LilBambi lilbambi at gmail.com
Sat Aug 17 15:07:41 PDT 2013


Thanks, much appreciated.

On Wed, Aug 14, 2013 at 3:20 PM, Joseph Lorenzo Hall <joe at cdt.org> wrote:
> (This gets a big wonky, but I figured many of you would be interested in
> reading our take. Please do share, forward, critique, etc.)
>
> https://www.cdt.org/blogs/joseph-lorenzo-hall/1408shuttering-lavabit-and-silent-mail-illustrate-potential-effects-calea
>
> # Shuttering of Lavabit and Silent Mail Illustrate Potential Effects of
> a CALEA II
>
> by Joseph Lorenzo Hall
> August 14, 2013
>
>
> With all the news during this “Summer of Snowden,” it can be easy to
> forget some of the issues that many of us worried about before the
> unprecedented sunlight cast into the U.S. surveillance apparatus. One of
> these issues, updates to the Communications Assistance for Law
> Enforcement Act (CALEA) (“CALEA II”), has resurfaced. With CALEA II, the
> FBI is pushing to expand to Internet applications the technology
> mandates of the 1994 CALEA statute, which requires telecommunications
> companies to design their services to be wiretap-friendly. Last week,
> two providers of encrypted email service – Lavabit[1] and Silent
> Circle’s Silent Mail[2] – announced that they were shutting down given
> the prospect of secret government demands for access. The news raises
> concerns that the government may be, in effect, achieving the goals of
> CALEA II without Congress’ approval and, moreover, with a sledgehammer.
>
> For the past several years, various law enforcement officials have been
> pressing for updates to CALEA in order to require a wide variety of
> online services to be wiretap-capable, a move that CDT has opposed. CDT
> and others have argued that CALEA II could slow or even block the
> development of innovative products providing secure communications to
> businesses and individuals. This past spring, technology experts issued
> a report[3] on CALEA II, arguing that requiring backdoors into end-point
> software and devices would make these products vastly less secure.
>
> Fast forward to last week: the secure email service Lavabit voluntarily
> shut down, without notice, based on an undisclosed judicial order that
> Lavabit founder Ladar Levison said put the privacy of Lavabit’s
> encrypted email users at risk. “Unfortunately, what’s become clear is
> that there’s no protections in our current body of law to keep the
> government from compelling us to provide the information necessary to
> decrypt those communications in secret,” Levison was quoted[4] as
> saying. A few hours after Lavabit announced its closure, Phil
> Zimmermann, the creator of the widely used PGP encryption and co-founder
> of Silent Circle, announced[5] that Silent Circle had decided to shut
> down its secure email product too, anticipating judicial demands in the
> future similar to the order Lavabit received.
>
> Secure communications tools are the backbone of modern e-commerce and,
> increasingly, of a wide range of online interactions. However, Lavabit
> clearly felt that it had to choose between violating the integrity of
> its users’ communications or ceasing operations. Likewise, Silent Circle
> pre-emptively shut its Silent Mail service down in anticipation of
> having to make a similar choice in the future when facing government
> demands.
>
> The result goes far beyond what Congress provided for even in CALEA I.

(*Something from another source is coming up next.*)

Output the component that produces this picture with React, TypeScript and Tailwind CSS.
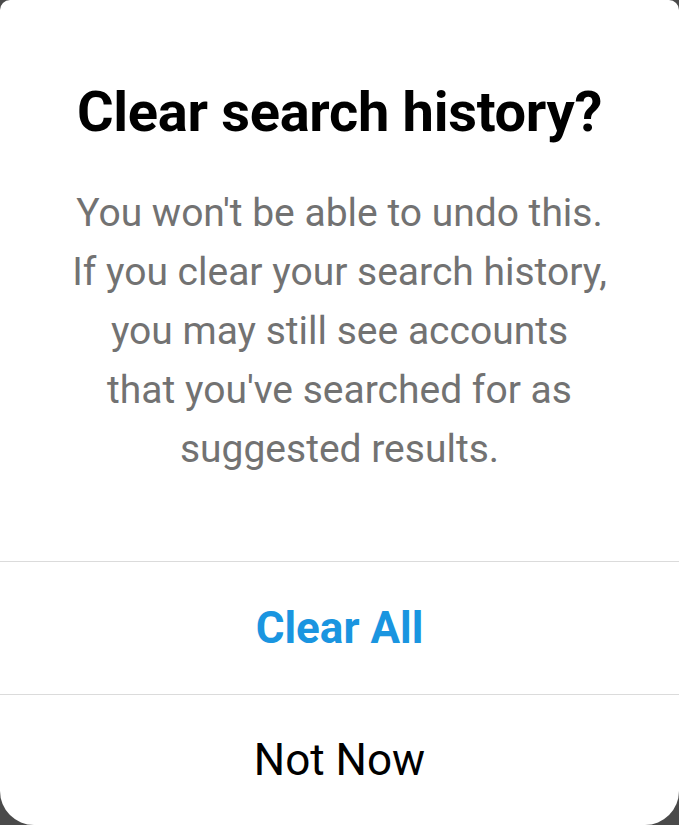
export default function App() {
  return (
    <div className="h-[825px] w-[679px] overflow-hidden bg-[#4a4a4a]" style={{ fontFamily: 'Roboto, "Noto Sans", sans-serif' }}>
      <div className="flex h-full flex-col rounded-t-[10px] rounded-b-[34px] bg-white">
        <div className="flex h-[561px] flex-col items-center pt-[78px]">
          <h1 className="text-[56px] font-bold leading-[68px] tracking-[-0.3px] text-black">Clear search history?</h1>
          <p className="mt-[38px] text-center text-[39px] leading-[59px] text-[#727272]">
            You won't be able to undo this.
            <br />
            If you clear your search history,
            <br />
            you may still see accounts
            <br />
            that you've searched for as
            <br />
            suggested results.
          </p>
        </div>
        <button className="flex h-[133px] items-center justify-center border-t border-[#dbdbdb] text-[44px] font-bold text-[#1a95e0]">
          Clear All
        </button>
        <button className="flex h-[131px] items-center justify-center border-t border-[#dbdbdb] text-[44px] text-black">
          Not Now
        </button>
      </div>
    </div>
  )
}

> That statute has a provision explicitly intended to preserve the ability
> of service providers to offer unbreakable encryption. (“A
> telecommunications carrier shall not be responsible for decrypting, or
> ensuring the government's ability to decrypt, any communication
> encrypted by a subscriber or customer, unless the encryption was
> provided by the carrier and the carrier possesses the information
> necessary to decrypt the communication.” 47 USC 1002(b)(3) (emphasis
> added)) CALEA I also explicitly states that it does not authorize “any
> law enforcement agency or officer to prohibit the adoption of any …
> service, or feature by any provider of a wire or electronic
> communication service.” Moreover, CALEA I allows, indeed encourages,
> companies to disclose the surveillance features they adopt by providing
> a safe harbor for compliance with “publicly available technical
> requirements or standards.”
>
> What did the government demand and under what authority prompted
> Lavabit’s shutdown? We don’t know, and that’s part of the problem. The
> Wiretap Act, which authorizes the government to intercept communications
> content prospectively in criminal investigations, indicates that a
> provider of wire or electronic communication service (such as Lavabit)

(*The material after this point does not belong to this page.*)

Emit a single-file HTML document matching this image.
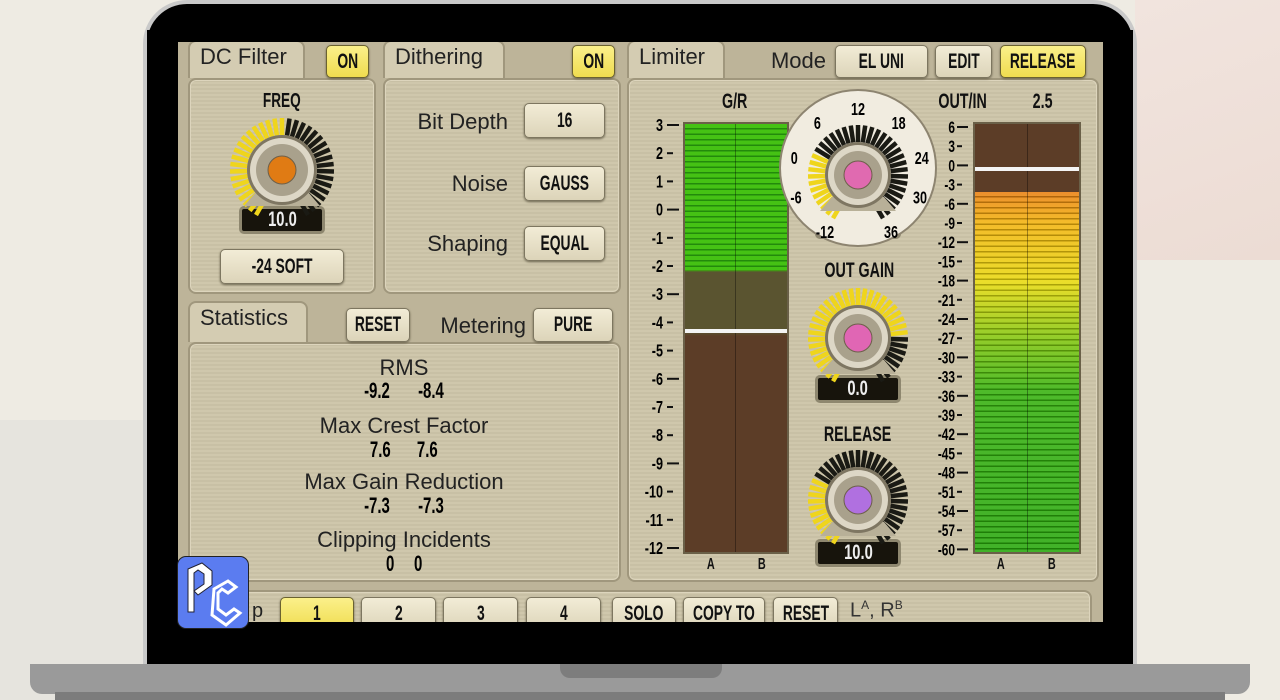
<!DOCTYPE html>
<html><head><meta charset="utf-8">
<style>
*{margin:0;padding:0;box-sizing:border-box}
body{width:1280px;height:700px;overflow:hidden;background:#eeebe3;position:relative;font-family:"Liberation Sans",sans-serif}
.a{position:absolute}
.c{display:inline-block;transform:scaleX(.68);white-space:nowrap;font-weight:bold}
.n{font-family:"Liberation Sans",sans-serif;font-weight:bold;color:#111;white-space:nowrap}
.btn{position:absolute;background:linear-gradient(#f2ecd6,#dcd4b9);border:1px solid #7d7660;border-radius:5px;box-shadow:0 1px 2px #6d6650;display:flex;align-items:center;justify-content:center;font-weight:bold;font-size:21px;color:#111;white-space:nowrap;overflow:visible}
.btn span{display:inline-block;transform:scaleX(.66)}
.y{background:linear-gradient(#fbf08a,#efdc4f);border-color:#6b6230}
.pan{position:absolute;border:2px solid #a0977d;border-radius:8px;background:repeating-linear-gradient(0deg,#cfc7ac 0 2px,#c8c0a5 2px 4px);box-shadow:inset 0 0 0 1px #ddd5bd}
.tab{position:absolute;background:#d4ccb2;border:2px solid #a0977d;border-bottom:none;border-radius:8px 8px 0 0;font-size:22px;color:#222;padding:2px 10px;white-space:nowrap}
.lbl{position:absolute;font-size:22px;color:#222;text-align:right;white-space:nowrap}
.st{position:absolute;left:188px;width:432px;text-align:center;font-size:22px;color:#222}
.sv{position:absolute;left:188px;width:432px;text-align:center}
.sv b{display:inline-block;margin:0 8px;font-size:22px;transform:scaleX(.68)}
.disp{position:absolute;background:#17140c;border:3px solid #8e876f;border-radius:5px;color:#eee;font-weight:bold;font-size:21px;text-align:center;line-height:21px}
.disp span{display:inline-block;transform:scaleX(.7)}
</style></head><body>
<div class="a" style="left:1135px;top:0;width:145px;height:260px;background:linear-gradient(160deg,#f1e4de,#ecdcd4)"></div>
<div class="a" style="left:0;top:420px;width:160px;height:280px;background:#e6e4de"></div>
<div class="a" style="left:143px;top:0;width:994px;height:668px;background:#c9c9c9;border-radius:44px 44px 0 0"></div>
<div class="a" style="left:147px;top:4px;width:986px;height:664px;background:#000;border-radius:40px 40px 0 0"></div>
<div class="a" style="left:30px;top:664px;width:1220px;height:30px;background:#9a9a9a;border-radius:0 0 12px 12px"></div>
<div class="a" style="left:55px;top:692px;width:1170px;height:8px;background:#7c7c7c"></div>
<div class="a" style="left:560px;top:664px;width:162px;height:14px;background:#7d7d7d;border-radius:0 0 10px 10px"></div>
<div class="a" style="left:178px;top:42px;width:925px;height:580px;background:#bdb499"></div>
<div class="a" style="left:0;top:0;width:1280px;height:700px">
<div class="pan" style="left:188px;top:78px;width:188px;height:216px"></div>
<div class="tab" style="left:188px;top:40px;width:117px;height:38px">DC Filter</div>
<div class="btn y" style="left:326px;top:45px;width:43px;height:33px"><span>ON</span></div>
<div class="a n" style="left:252px;top:90px;width:60px;text-align:center;font-size:20px"><span class="c">FREQ</span></div>
<div class="disp" style="left:239px;top:206px;width:86px;height:28px"><span>10.0</span></div>
<div class="btn" style="left:220px;top:249px;width:124px;height:35px"><span>-24 SOFT</span></div>

<div class="pan" style="left:383px;top:78px;width:238px;height:216px"></div>
<div class="tab" style="left:383px;top:40px;width:122px;height:38px">Dithering</div>
<div class="btn y" style="left:572px;top:45px;width:43px;height:33px"><span>ON</span></div>
<div class="lbl" style="left:390px;top:109px;width:118px">Bit Depth</div>
<div class="btn" style="left:524px;top:103px;width:81px;height:35px"><span>16</span></div>
<div class="lbl" style="left:390px;top:171px;width:118px">Noise</div>
<div class="btn" style="left:524px;top:166px;width:81px;height:35px"><span>GAUSS</span></div>
<div class="lbl" style="left:390px;top:231px;width:118px">Shaping</div>
<div class="btn" style="left:524px;top:226px;width:81px;height:35px"><span>EQUAL</span></div>

<div class="pan" style="left:188px;top:342px;width:433px;height:240px"></div>
<div class="tab" style="left:188px;top:301px;width:120px;height:41px">Statistics</div>
<div class="btn" style="left:346px;top:308px;width:64px;height:34px"><span>RESET</span></div>
<div class="lbl" style="left:420px;top:313px;width:106px">Metering</div>
<div class="btn" style="left:533px;top:308px;width:80px;height:34px"><span>PURE</span></div>
<div class="st" style="top:355px">RMS</div>
<div class="sv" style="top:378px"><b>-9.2</b><b>-8.4</b></div>
<div class="st" style="top:413px">Max Crest Factor</div>
<div class="sv" style="top:437px"><b>7.6</b><b>7.6</b></div>
<div class="st" style="top:469px">Max Gain Reduction</div>
<div class="sv" style="top:493px"><b>-7.3</b><b>-7.3</b></div>
<div class="st" style="top:527px">Clipping Incidents</div>
<div class="sv" style="top:551px"><b>0</b><b>0</b></div>

<div class="pan" style="left:627px;top:78px;width:472px;height:504px"></div>
<div class="tab" style="left:627px;top:40px;width:98px;height:38px">Limiter</div>
<div class="lbl" style="left:750px;top:48px;width:76px">Mode</div>
<div class="btn" style="left:835px;top:45px;width:93px;height:33px"><span>EL UNI</span></div>
<div class="btn" style="left:935px;top:45px;width:57px;height:33px"><span>EDIT</span></div>
<div class="btn y" style="left:1000px;top:45px;width:86px;height:33px"><span>RELEASE</span></div>
<div class="a n" style="left:705px;top:90px;width:60px;text-align:center;font-size:21px"><span class="c">G/R</span></div>
<div class="a n" style="left:925px;top:90px;width:75px;text-align:center;font-size:21px"><span class="c">OUT/IN</span></div>
<div class="a n" style="left:1023px;top:90px;width:40px;text-align:center;font-size:21px"><span class="c">2.5</span></div>
<div class="a" style="left:683px;top:122px;width:106px;height:432px;border:2px solid #6a6048;background:linear-gradient(#2fa70f 0,#3bb00c 146px,#5a5430 148px,#5a5430 208px,#5c3d27 212px,#5c3d27 100%)"></div>
<div class="a" style="left:685px;top:124px;width:102px;height:146px;background:repeating-linear-gradient(#45c214 0 4px,#238a0c 4px 5.5px)"></div>
<div class="a" style="left:735px;top:124px;width:1px;height:428px;background:rgba(0,0,0,.35)"></div>
<div class="a" style="left:685px;top:329px;width:102px;height:4px;background:#f4f4f4"></div>
<div class="a" style="left:973px;top:122px;width:108px;height:432px;border:2px solid #6a6048;background:#5c3d27"></div>
<div class="a" style="left:975px;top:192px;width:104px;height:360px;background:repeating-linear-gradient(rgba(255,255,255,.12) 0 4px,rgba(0,0,0,.25) 4px 5.5px),linear-gradient(#e97f10 0,#f2b20c 30px,#e8d90d 90px,#7dc40d 150px,#35b00d 200px,#27a70b 100%)"></div>
<div class="a" style="left:1027px;top:124px;width:1px;height:428px;background:rgba(0,0,0,.35)"></div>
<div class="a" style="left:975px;top:167px;width:104px;height:4px;background:#f4f4f4"></div>
<div class="a n" style="left:705px;top:556px;font-size:16px"><span class="c">A</span></div>
<div class="a n" style="left:756px;top:556px;font-size:16px"><span class="c">B</span></div>
<div class="a n" style="left:995px;top:556px;font-size:16px"><span class="c">A</span></div>
<div class="a n" style="left:1046px;top:556px;font-size:16px"><span class="c">B</span></div>
<div class="disp" style="left:815px;top:211px;width:86px;height:28px"><span>6.0</span></div>
<div class="a n" style="left:808px;top:259px;width:100px;text-align:center;font-size:21px"><span class="c">OUT GAIN</span></div>
<div class="disp" style="left:815px;top:375px;width:86px;height:28px"><span>0.0</span></div>
<div class="a n" style="left:808px;top:423px;width:100px;text-align:center;font-size:21px"><span class="c">RELEASE</span></div>
<div class="disp" style="left:815px;top:539px;width:86px;height:28px"><span>10.0</span></div>
<div class="pan" style="left:188px;top:590px;width:904px;height:50px"></div>
<div class="a" style="left:252px;top:600px;font-size:20px;color:#222">p</div>
<div class="btn y" style="left:280px;top:597px;width:74px;height:34px"><span>1</span></div>
<div class="btn" style="left:361px;top:597px;width:75px;height:34px"><span>2</span></div>
<div class="btn" style="left:443px;top:597px;width:75px;height:34px"><span>3</span></div>
<div class="btn" style="left:526px;top:597px;width:75px;height:34px"><span>4</span></div>
<div class="btn" style="left:612px;top:597px;width:64px;height:34px"><span>SOLO</span></div>
<div class="btn" style="left:683px;top:597px;width:82px;height:34px"><span>COPY TO</span></div>
<div class="btn" style="left:773px;top:597px;width:65px;height:34px"><span>RESET</span></div>
<div class="a" style="left:850px;top:598px;font-size:20px;color:#333">L<sup style="font-size:12px">A</sup>, R<sup style="font-size:12px">B</sup></div>
<svg id="sv" class="a" style="left:0;top:0" width="1280" height="700"></svg>
</div>
<div class="a" style="left:147px;top:622px;width:986px;height:42px;background:#000"></div>
<div class="a" style="left:1103px;top:30px;width:30px;height:600px;background:#000"></div>
<div class="a" style="left:147px;top:30px;width:31px;height:600px;background:#000"></div>
<div class="a" style="left:178px;top:30px;width:925px;height:12px;background:#000"></div>
<div class="a" style="left:177px;top:556px;width:72px;height:73px;background:#5b7cf0;border-radius:9px;border:1px solid #222;overflow:hidden">
<svg width="72" height="73" viewBox="0 0 72 73"><path d="M10 12 L24 6 L34 14 L34 28 L20 38 L16 34 L26 27 L26 17 L20 13 L16 16 L16 55 L10 55 Z" fill="#fff" stroke="#223" stroke-width="1"/><path d="M36 32 L50 24 L58 30 L50 36 L44 32 L40 36 L40 52 L48 58 L56 52 L62 56 L48 68 L34 58 Z" fill="none" stroke="#fff" stroke-width="3"/></svg>
</div>
<script>
var S=document.getElementById('sv'),h='';
function T(x,y,s,sz,anchor){return '<text transform="translate('+x+','+y+') scale(.7,1)" text-anchor="'+(anchor||'middle')+'" font-family="Liberation Sans,sans-serif" font-weight="bold" font-size="'+sz+'">'+s+'</text>';}
function knob(cx,cy,r,frac,col){
 var n=36,a0=-150,a1=150;
 for(var i=0;i<=n;i++){var a=(a0+(a1-a0)*i/n)*Math.PI/180;var on=i/n<=frac;
  var x1=cx+Math.sin(a)*(r-17),y1=cy-Math.cos(a)*(r-17),x2=cx+Math.sin(a)*r,y2=cy-Math.cos(a)*r;
  h+='<line x1="'+x1+'" y1="'+y1+'" x2="'+x2+'" y2="'+y2+'" stroke="'+(on?'#efd51c':'#1a1a14')+'" stroke-width="4.5"/>';}
 h+='<path d="M'+(cx-26)+' '+(cy+22)+' L'+(cx+26)+' '+(cy+22)+' L'+(cx+38)+' '+(cy+36)+' L'+(cx-38)+' '+(cy+36)+'Z" fill="#b8b098"/>';
 h+='<circle cx="'+cx+'" cy="'+cy+'" r="'+(r-17)+'" fill="#7e7662"/><circle cx="'+cx+'" cy="'+cy+'" r="'+(r-20)+'" fill="#ddd7c6"/><circle cx="'+cx+'" cy="'+cy+'" r="'+(r-26)+'" fill="#a9a18c"/><circle cx="'+cx+'" cy="'+cy+'" r="14" fill="'+col+'" stroke="#6d604a" stroke-width="1"/>';
}
h+='<circle cx="858" cy="168" r="78" fill="#f1ece0" stroke="#8d8470" stroke-width="2"/>';
knob(282,170,52,0.5,'#e07b14');
knob(858,175,50,0.3,'#e06ab0');
knob(858,338,50,0.78,'#e066b4');
knob(858,500,50,0.3,'#b070e0');
var lb=[['-12',-150],['-6',-110],['0',-75],['6',-38],['12',0],['18',38],['24',75],['30',110],['36',150]];
lb.forEach(function(l){var a=l[1]*Math.PI/180;h+=T(858+Math.sin(a)*66,175-Math.cos(a)*66+6,l[0],18);});
for(var i=0;i<16;i++){var y=125+i*28.2,v=3-i;h+=T(663,y+6,v,18,'end').replace('translate(663','translate(663')+'<line x1="667" y1="'+y+'" x2="'+(v%3==0?679:673)+'" y2="'+y+'" stroke="#111" stroke-width="2"/>';}
for(var i=0;i<23;i++){var y=127+i*19.2,v=6-3*i;h+=T(955,y+6,v,17,'end')+'<line x1="957" y1="'+y+'" x2="'+(i%2==0?968:962)+'" y2="'+y+'" stroke="#111" stroke-width="2"/>';}
S.innerHTML=h;
</script>
</body></html>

> can be compelled to furnish law enforcement with “all information,
> facilities and technical assistance necessary to accomplish the
> interception unobtrusively… .” 18 USC 2518(4). The Foreign Intelligence
> Surveillance Act (FISA), which regulates surveillance in intelligence
> investigations, likewise requires any person specified in a surveillance
> order to provide the same assistance (50 USC 1805(2)(B)) and so does the
> FISA Amendments Act with respect to directives for surveillance
> targeting people and entities reasonably believed to be abroad (50 USC
> 1881a(h)(1)). The “assistance” the government demands may include the
> disclosure of the password information necessary to decrypt the
> communications it seeks, if the service provider has that information,
> but modern encryption services can be designed so that the service
> provider does not hold the keys or passwords. Was the “assistance” that
> the government demanded of Lavabit a change in the very architecture of
> its secure email service? Was the “assistance” the installation of the
> government’s own malware to accomplish the same thing? Lavabit has not
> answered these questions outright, but it did make it clear that its
> concern extended to the privacy of the communications of all of its
> users, not just those of one user under one court order.
>
> We think the law is clear: if you’ve built a secure email service, the
> government can’t secretly force you to break it and rebuild it to be
> insecure under the “provider assistance” mandate that might accompany a
> surveillance order or directive. If that's what the government is
> demanding here, then we have CALEA II design mandates imposed by secret
> court order, going far beyond anything that Congress ever intended with
> the “assistance” requirements of current law and far beyond anything in
> CALEA I.
>
> If it is the government’s theory that existing law already empowers it
> to demand secret alterations in communications services, then the
> shutdowns of Lavabit and Silent Mail are very troubling indeed. Take
> just one concern: the personal safety of human rights activists who
> depend on secure email service in carrying out their work. The U.S.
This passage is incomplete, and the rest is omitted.